GeoServer GeoSciML WFS
By default, Geoserver's WFS server is capable of conveying only simple features. Basically, a simple feature has some number of attributes, and each attribute has a value. Think of it like a flat table, where each row represents a feature, and each column is one of the feature's attributes.
However, in the features defined by the GeoSciML schema are complex - that means that a single attributes might have multiple values, or the attribute might actually be another feature altogether! As an example, think of the description of a geologic unit as a complex feature. One of the attributes of that feature might be simply age. That geologic unit may have an age of depostion, and who knows how many different ages of deformation and metamorphism.
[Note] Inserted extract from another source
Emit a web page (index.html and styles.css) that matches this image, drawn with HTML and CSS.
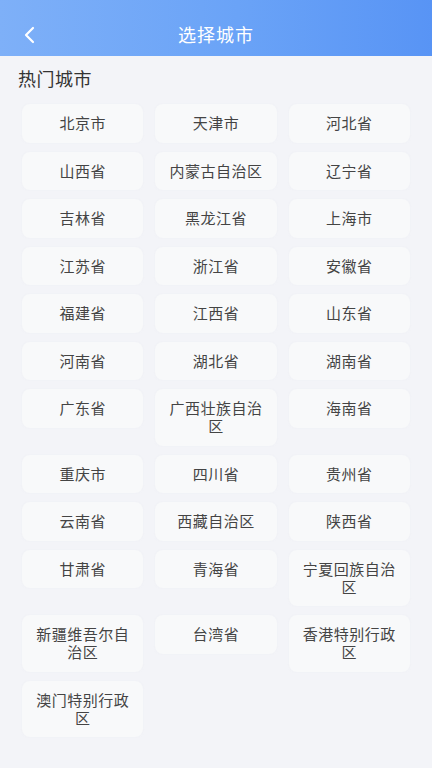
FILE: index.html
```html
<!DOCTYPE html>
<html lang="zh-CN">
<head>
  <meta charset="UTF-8">
  <meta name="viewport" content="width=device-width, initial-scale=1.0">
  <title>选择城市</title>
  <link rel="stylesheet" href="styles.css">
</head>
<body>
  <header class="topbar">
    <button class="back" aria-label="返回">
      <svg width="14" height="18" viewBox="0 0 14 18"><path d="M10 2 L3 9 L10 16" fill="none" stroke="#fff" stroke-width="2.2" stroke-linecap="round" stroke-linejoin="round"/></svg>
    </button>
    <h1 class="title">选择城市</h1>
  </header>

  <main class="content">
    <h2 class="section-title">热门城市</h2>
    <div class="city-grid">
      <div class="city">北京市</div>
      <div class="city">天津市</div>
      <div class="city">河北省</div>
      <div class="city">山西省</div>
      <div class="city">内蒙古自治区</div>
      <div class="city">辽宁省</div>
      <div class="city">吉林省</div>
      <div class="city">黑龙江省</div>
      <div class="city">上海市</div>
      <div class="city">江苏省</div>
      <div class="city">浙江省</div>
      <div class="city">安徽省</div>
      <div class="city">福建省</div>
      <div class="city">江西省</div>
      <div class="city">山东省</div>
      <div class="city">河南省</div>
      <div class="city">湖北省</div>
      <div class="city">湖南省</div>
      <div class="city">广东省</div>
      <div class="city">广西壮族自治区</div>
      <div class="city">海南省</div>
      <div class="city">重庆市</div>
      <div class="city">四川省</div>
      <div class="city">贵州省</div>
      <div class="city">云南省</div>
      <div class="city">西藏自治区</div>
      <div class="city">陕西省</div>
      <div class="city">甘肃省</div>
      <div class="city">青海省</div>
      <div class="city">宁夏回族自治区</div>
      <div class="city">新疆维吾尔自治区</div>
      <div class="city">台湾省</div>
      <div class="city">香港特别行政区</div>
      <div class="city">澳门特别行政区</div>
    </div>
  </main>
</body>
</html>
```

FILE: styles.css
```css
body {
  margin: 0;
  min-height: 768px;
  background-color: #f3f4f8;
  font-family: "Noto Sans CJK SC", "Noto Sans", sans-serif;
  color: #333;
}
.topbar {
  height: 56px;
  display: flex;
  align-items: center;
  justify-content: center;
  position: relative;
  background: linear-gradient(90deg, #7eb0f8 0%, #6aa3f7 55%, #5894f5 100%);
}
.back {
  position: absolute;
  left: 16px;
  top: 21px;
  width: 28px;
  height: 28px;
  border: none;
  background: none;
  padding: 0;
  display: flex;
  align-items: center;
  justify-content: center;
}
.title {
  margin: 0;
  padding-top: 12px;
  font-size: 18px;
  font-weight: 400;
  color: #fff;
  letter-spacing: 1px;
}
.content {
  padding: 0 22px;
}
.section-title {
  margin: 0 0 0 -4px;
  padding-top: 10px;
  height: 38px;
  line-height: 24px;
  font-size: 18px;
  font-weight: 400;
  color: #333;
  letter-spacing: 0.5px;
}
.city-grid {
  display: grid;
  grid-template-columns: repeat(3, 1fr);
  column-gap: 12px;
  row-gap: 9px;
  align-items: start;
}
.city {
  background-color: #f8f9fa;
  border-radius: 8px;
  padding: 10.25px 10px;
  text-align: center;
  font-size: 15px;
  line-height: 18px;
  color: #444;
  box-shadow: 0 0 2px rgba(225, 228, 238, 0.35);
  letter-spacing: 0.5px;
}
```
So our geologic unit has multiple values for its age attribute. A geologic unit might also have an occurence attribute, again with multiple values, with each occurence representing a polygon on a map where we would find rocks of that type. In this case, we see that the value for the occurence attribute is actually another feature altogether - a polygon that might have its own set of attributes!
Through the application-schema (or app-schema) extension, Geoserver becomes capable of becoming a complex-feature WFS, and therefore, capable of serving GeoSciML features. Better yet, a lot of the development of the app-schema extension was done with GeoSciML specifically in mind! Combined with the easy-to-use Geoserver interface, GeoSciML in Geoserver is a winning combination.